- Information provided -
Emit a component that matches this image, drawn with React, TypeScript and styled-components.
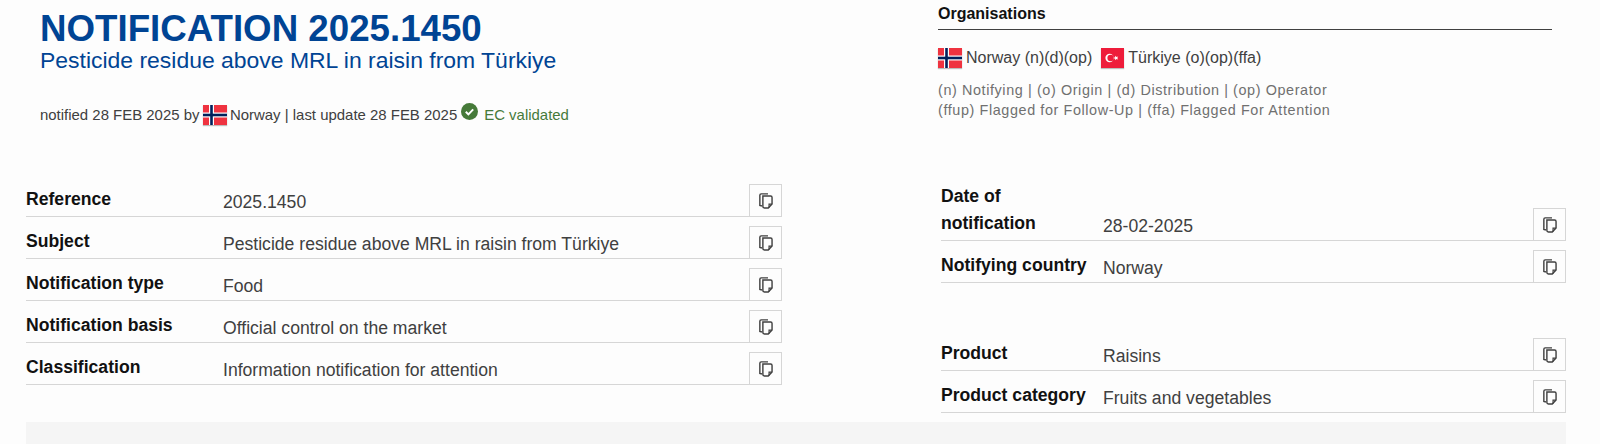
import React from "react";
import styled, { createGlobalStyle } from "styled-components";

const Global = createGlobalStyle`
  html, body { margin: 0; padding: 0; background: #fdfdfd; }
  body { font-family: "Liberation Sans", Arial, sans-serif; color: #333; overflow: hidden; height: 444px; }
`;

const Page = styled.div`
  width: 1600px;
  height: 444px;
  overflow: hidden;
  box-sizing: border-box;
  padding: 0 34px 0 26px;
`;

const Columns = styled.div`
  display: grid;
  grid-template-columns: 756px 625px;
  column-gap: 159px;
`;

const Intro = styled.header`
  height: 184px;
  box-sizing: border-box;
  padding: 9px 0 0 14px;
`;

const Title = styled.h1`
  margin: 0;
  font-size: 36.7px;
  line-height: 40px;
  font-weight: 700;
  color: #004494;
`;

const Subtitle = styled.div`
  font-size: 22.95px;
  line-height: 26px;
  color: #004494;
  margin-top: -2px;
`;

const Meta = styled.div`
  display: flex;
  align-items: center;
  margin-top: 32px;
  font-size: 14.95px;
  line-height: 20px;
  color: #404040;
  white-space: pre;
`;

const Validated = styled.span`
  color: #467a39;
`;

const Orgs = styled.section`
  height: 183px;
  box-sizing: border-box;
  padding: 5px 14px 0 0;
  margin-left: -3px;
`;

const OrgHeading = styled.h2`
  margin: 0;
  font-size: 16px;
  line-height: 18px;
  font-weight: 700;
  color: #111;
  padding-bottom: 6px;
  border-bottom: 1px solid #404040;
`;

const OrgList = styled.div`
  display: flex;
  align-items: center;
  gap: 9px;
  margin-top: 17px;
  font-size: 16px;
  line-height: 22px;
  color: #404040;
`;

const Org = styled.span`
  display: inline-flex;
  align-items: center;
  gap: 4px;
`;

const Legend = styled.div`
  margin-top: 11px;
  font-size: 14.4px;
  line-height: 20.4px;
  letter-spacing: 0.6px;
  color: #707070;
`;

const Rows = styled.div`
  display: flex;
  flex-direction: column;
  gap: 9px;
`;

const Spacer = styled.div`
  height: 37px;
`;

const Row = styled.div<{ $label: number }>`
  display: grid;
  grid-template-columns: ${(p) => p.$label}px 1fr 33px;
  align-items: end;
  box-sizing: border-box;
  border-bottom: 1px solid #d6d6d6;
`;

const Label = styled.div`
  font-size: 17.6px;
  line-height: 27px;
  font-weight: 700;
  color: #111;
  padding: 0 8px 3px 0;
`;

const Value = styled.div`
  font-size: 17.6px;
  line-height: 22px;
  color: #404040;
  padding-bottom: 3px;
`;

const CopyButton = styled.button`
  width: 33px;
  height: 33px;
  margin-bottom: -1px;
  padding: 0;
  display: flex;
  align-items: center;
  justify-content: center;
  background: #fdfdfd;
  border: 1px solid #d6d6d6;
`;

const Panel = styled.div`
  height: 40px;
  margin-top: 9px;
  background: #f5f5f5;
`;

const FlagSvg = styled.svg`
  display: block;
  flex: none;
  box-shadow: 0 1px 1px rgba(0, 0, 0, 0.25);
`;

const Inline = styled.span`
  display: inline-flex;
  margin: 0 3px 0 3.5px;
`;

const Check = styled.span`
  display: inline-flex;
  margin: -7px 6px 0 4px;
`;

const Norway = ({ w, h }: { w: number; h: number }) => (
  <FlagSvg width={w} height={h} viewBox="0 0 24 20" preserveAspectRatio="none">
    <rect width="24" height="20" fill="#ef3340" />
    <rect x="6" width="5" height="20" fill="#fff" />
    <rect y="7.5" width="24" height="5" fill="#fff" />
    <rect x="7.2" width="2.6" height="20" fill="#00205b" />
    <rect y="8.7" width="24" height="2.6" fill="#00205b" />
  </FlagSvg>
);

const Turkey = ({ w, h }: { w: number; h: number }) => (
  <FlagSvg width={w} height={h} viewBox="0 0 23 20" preserveAspectRatio="none">
    <rect width="23" height="20" fill="#ee1c3a" />
    <circle cx="8.6" cy="10" r="4.2" fill="#fff" />
    <circle cx="9.7" cy="10" r="3.3" fill="#ee1c3a" />
    <polygon
      points="11.8,10 14.2,9.2 14.2,7.8 15.6,8.9 17.2,8.4 16.3,10 17.2,11.6 15.6,11.1 14.2,12.2 14.2,10.8"
      fill="#fff"
    />
  </FlagSvg>
);

const CheckIcon = () => (
  <svg width="17" height="17" viewBox="0 0 17 17">
    <circle cx="8.5" cy="8.5" r="8.5" fill="#467a39" />
    <path d="M4.8 8.8l2.6 2.6 4.8-5" fill="none" stroke="#fff" strokeWidth="2" />
  </svg>
);

const CopyIcon = () => (
  <svg width="14" height="16" viewBox="0.5 0.8 14.8 16.9" fill="none" stroke="#404040" strokeWidth="1.5">
    <path d="M3.6 14.5 1.4 14V3.2c0-.9.5-1.5 1.4-1.5H10" />
    <path d="M4.6 4h8.2c.9 0 1.5.6 1.5 1.5v7L10.3 16.6H6.2c-.9 0-1.6-.6-1.6-1.5z" />
    <path d="M14.3 12.6h-3.2v3.8" strokeWidth="1.2" />
  </svg>
);

type Item = { label: string; value: string };

const DataRow = ({ item, labelWidth }: { item: Item; labelWidth: number }) => (
  <Row $label={labelWidth}>
    <Label>{item.label}</Label>
    <Value>{item.value}</Value>
    <CopyButton type="button" aria-label={`Copy ${item.label}`}>
      <CopyIcon />
    </CopyButton>
  </Row>
);

const leftRows: Item[] = [
  { label: "Reference", value: "2025.1450" },
  { label: "Subject", value: "Pesticide residue above MRL in raisin from Türkiye" },
  { label: "Notification type", value: "Food" },
  { label: "Notification basis", value: "Official control on the market" },
  { label: "Classification", value: "Information notification for attention" },
];

const dateRows: Item[] = [
  { label: "Date of notification", value: "28-02-2025" },
  { label: "Notifying country", value: "Norway" },
];

const productRows: Item[] = [
  { label: "Product", value: "Raisins" },
  { label: "Product category", value: "Fruits and vegetables" },
];

export default function App() {
  return (
    <Page>
      <Global />
      <Columns>
        <div>
          <Intro>
            <Title>NOTIFICATION 2025.1450</Title>
            <Subtitle>Pesticide residue above MRL in raisin from Türkiye</Subtitle>
            <Meta>
              notified 28 FEB 2025 by
              <Inline>
                <Norway w={24} h={20} />
              </Inline>
              Norway | last update 28 FEB 2025
              <Check>
                <CheckIcon />
              </Check>
              <Validated>EC validated</Validated>
            </Meta>
          </Intro>
          <Rows>
            {leftRows.map((item) => (
              <DataRow key={item.label} item={item} labelWidth={197} />
            ))}
          </Rows>
        </div>
        <div>
          <Orgs>
            <OrgHeading>Organisations</OrgHeading>
            <OrgList>
              <Org>
                <Norway w={24} h={20} />
                Norway (n)(d)(op)
              </Org>
              <Org>
                <Turkey w={23} h={20} />
                Türkiye (o)(op)(ffa)
              </Org>
            </OrgList>
            <Legend>
              (n) Notifying | (o) Origin | (d) Distribution | (op) Operator
              <br />
              (ffup) Flagged for Follow-Up | (ffa) Flagged For Attention
            </Legend>
          </Orgs>
          <Rows>
            {dateRows.map((item) => (
              <DataRow key={item.label} item={item} labelWidth={162} />
            ))}
            <Spacer />
            {productRows.map((item) => (
              <DataRow key={item.label} item={item} labelWidth={162} />
            ))}
          </Rows>
        </div>
      </Columns>
      <Panel />
    </Page>
  );
}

- Task requirements -
Leave out the pictures and retype every line above exactly.

- Completed task -
Emit a component that matches this image, drawn with React, TypeScript and styled-components.
import React from "react";
import styled, { createGlobalStyle } from "styled-components";

const Global = createGlobalStyle`
  html, body { margin: 0; padding: 0; background: #fdfdfd; }
  body { font-family: "Liberation Sans", Arial, sans-serif; color: #333; overflow: hidden; height: 444px; }
`;

const Page = styled.div`
  width: 1600px;
  height: 444px;
  overflow: hidden;
  box-sizing: border-box;
  padding: 0 34px 0 26px;
`;

const Columns = styled.div`
  display: grid;
  grid-template-columns: 756px 625px;
  column-gap: 159px;
`;

const Intro = styled.header`
  height: 184px;
  box-sizing: border-box;
  padding: 9px 0 0 14px;
`;

const Title = styled.h1`
  margin: 0;
  font-size: 36.7px;
  line-height: 40px;
  font-weight: 700;
  color: #004494;
`;

const Subtitle = styled.div`
  font-size: 22.95px;
  line-height: 26px;
  color: #004494;
  margin-top: -2px;
`;

const Meta = styled.div`
  display: flex;
  align-items: center;
  margin-top: 32px;
  font-size: 14.95px;
  line-height: 20px;
  color: #404040;
  white-space: pre;
`;

const Validated = styled.span`
  color: #467a39;
`;

const Orgs = styled.section`
  height: 183px;
  box-sizing: border-box;
  padding: 5px 14px 0 0;
  margin-left: -3px;
`;

const OrgHeading = styled.h2`
  margin: 0;
  font-size: 16px;
  line-height: 18px;
  font-weight: 700;
  color: #111;
  padding-bottom: 6px;
  border-bottom: 1px solid #404040;
`;

const OrgList = styled.div`
  display: flex;
  align-items: center;
  gap: 9px;
  margin-top: 17px;
  font-size: 16px;
  line-height: 22px;
  color: #404040;
`;

const Org = styled.span`
  display: inline-flex;
  align-items: center;
  gap: 4px;
`;

const Legend = styled.div`
  margin-top: 11px;
  font-size: 14.4px;
  line-height: 20.4px;
  letter-spacing: 0.6px;
  color: #707070;
`;

const Rows = styled.div`
  display: flex;
  flex-direction: column;
  gap: 9px;
`;

const Spacer = styled.div`
  height: 37px;
`;

const Row = styled.div<{ $label: number }>`
  display: grid;
  grid-template-columns: ${(p) => p.$label}px 1fr 33px;
  align-items: end;
  box-sizing: border-box;
  border-bottom: 1px solid #d6d6d6;
`;

const Label = styled.div`
  font-size: 17.6px;
  line-height: 27px;
  font-weight: 700;
  color: #111;
  padding: 0 8px 3px 0;
`;

const Value = styled.div`
  font-size: 17.6px;
  line-height: 22px;
  color: #404040;
  padding-bottom: 3px;
`;

const CopyButton = styled.button`
  width: 33px;
  height: 33px;
  margin-bottom: -1px;
  padding: 0;
  display: flex;
  align-items: center;
  justify-content: center;
  background: #fdfdfd;
  border: 1px solid #d6d6d6;
`;

const Panel = styled.div`
  height: 40px;
  margin-top: 9px;
  background: #f5f5f5;
`;

const FlagSvg = styled.svg`
  display: block;
  flex: none;
  box-shadow: 0 1px 1px rgba(0, 0, 0, 0.25);
`;

const Inline = styled.span`
  display: inline-flex;
  margin: 0 3px 0 3.5px;
`;

const Check = styled.span`
  display: inline-flex;
  margin: -7px 6px 0 4px;
`;

const Norway = ({ w, h }: { w: number; h: number }) => (
  <FlagSvg width={w} height={h} viewBox="0 0 24 20" preserveAspectRatio="none">
    <rect width="24" height="20" fill="#ef3340" />
    <rect x="6" width="5" height="20" fill="#fff" />
    <rect y="7.5" width="24" height="5" fill="#fff" />
    <rect x="7.2" width="2.6" height="20" fill="#00205b" />
    <rect y="8.7" width="24" height="2.6" fill="#00205b" />
  </FlagSvg>
);

const Turkey = ({ w, h }: { w: number; h: number }) => (
  <FlagSvg width={w} height={h} viewBox="0 0 23 20" preserveAspectRatio="none">
    <rect width="23" height="20" fill="#ee1c3a" />
    <circle cx="8.6" cy="10" r="4.2" fill="#fff" />
    <circle cx="9.7" cy="10" r="3.3" fill="#ee1c3a" />
    <polygon
      points="11.8,10 14.2,9.2 14.2,7.8 15.6,8.9 17.2,8.4 16.3,10 17.2,11.6 15.6,11.1 14.2,12.2 14.2,10.8"
      fill="#fff"
    />
  </FlagSvg>
);

const CheckIcon = () => (
  <svg width="17" height="17" viewBox="0 0 17 17">
    <circle cx="8.5" cy="8.5" r="8.5" fill="#467a39" />
    <path d="M4.8 8.8l2.6 2.6 4.8-5" fill="none" stroke="#fff" strokeWidth="2" />
  </svg>
);

const CopyIcon = () => (
  <svg width="14" height="16" viewBox="0.5 0.8 14.8 16.9" fill="none" stroke="#404040" strokeWidth="1.5">
    <path d="M3.6 14.5 1.4 14V3.2c0-.9.5-1.5 1.4-1.5H10" />
    <path d="M4.6 4h8.2c.9 0 1.5.6 1.5 1.5v7L10.3 16.6H6.2c-.9 0-1.6-.6-1.6-1.5z" />
    <path d="M14.3 12.6h-3.2v3.8" strokeWidth="1.2" />
  </svg>
);

type Item = { label: string; value: string };

const DataRow = ({ item, labelWidth }: { item: Item; labelWidth: number }) => (
  <Row $label={labelWidth}>
    <Label>{item.label}</Label>
    <Value>{item.value}</Value>
    <CopyButton type="button" aria-label={`Copy ${item.label}`}>
      <CopyIcon />
    </CopyButton>
  </Row>
);

const leftRows: Item[] = [
  { label: "Reference", value: "2025.1450" },
  { label: "Subject", value: "Pesticide residue above MRL in raisin from Türkiye" },
  { label: "Notification type", value: "Food" },
  { label: "Notification basis", value: "Official control on the market" },
  { label: "Classification", value: "Information notification for attention" },
];

const dateRows: Item[] = [
  { label: "Date of notification", value: "28-02-2025" },
  { label: "Notifying country", value: "Norway" },
];

const productRows: Item[] = [
  { label: "Product", value: "Raisins" },
  { label: "Product category", value: "Fruits and vegetables" },
];

export default function App() {
  return (
    <Page>
      <Global />
      <Columns>
        <div>
          <Intro>
            <Title>NOTIFICATION 2025.1450</Title>
            <Subtitle>Pesticide residue above MRL in raisin from Türkiye</Subtitle>
            <Meta>
              notified 28 FEB 2025 by
              <Inline>
                <Norway w={24} h={20} />
              </Inline>
              Norway | last update 28 FEB 2025
              <Check>
                <CheckIcon />
              </Check>
              <Validated>EC validated</Validated>
            </Meta>
          </Intro>
          <Rows>
            {leftRows.map((item) => (
              <DataRow key={item.label} item={item} labelWidth={197} />
            ))}
          </Rows>
        </div>
        <div>
          <Orgs>
            <OrgHeading>Organisations</OrgHeading>
            <OrgList>
              <Org>
                <Norway w={24} h={20} />
                Norway (n)(d)(op)
              </Org>
              <Org>
                <Turkey w={23} h={20} />
                Türkiye (o)(op)(ffa)
              </Org>
            </OrgList>
            <Legend>
              (n) Notifying | (o) Origin | (d) Distribution | (op) Operator
              <br />
              (ffup) Flagged for Follow-Up | (ffa) Flagged For Attention
            </Legend>
          </Orgs>
          <Rows>
            {dateRows.map((item) => (
              <DataRow key={item.label} item={item} labelWidth={162} />
            ))}
            <Spacer />
            {productRows.map((item) => (
              <DataRow key={item.label} item={item} labelWidth={162} />
            ))}
          </Rows>
        </div>
      </Columns>
      <Panel />
    </Page>
  );
}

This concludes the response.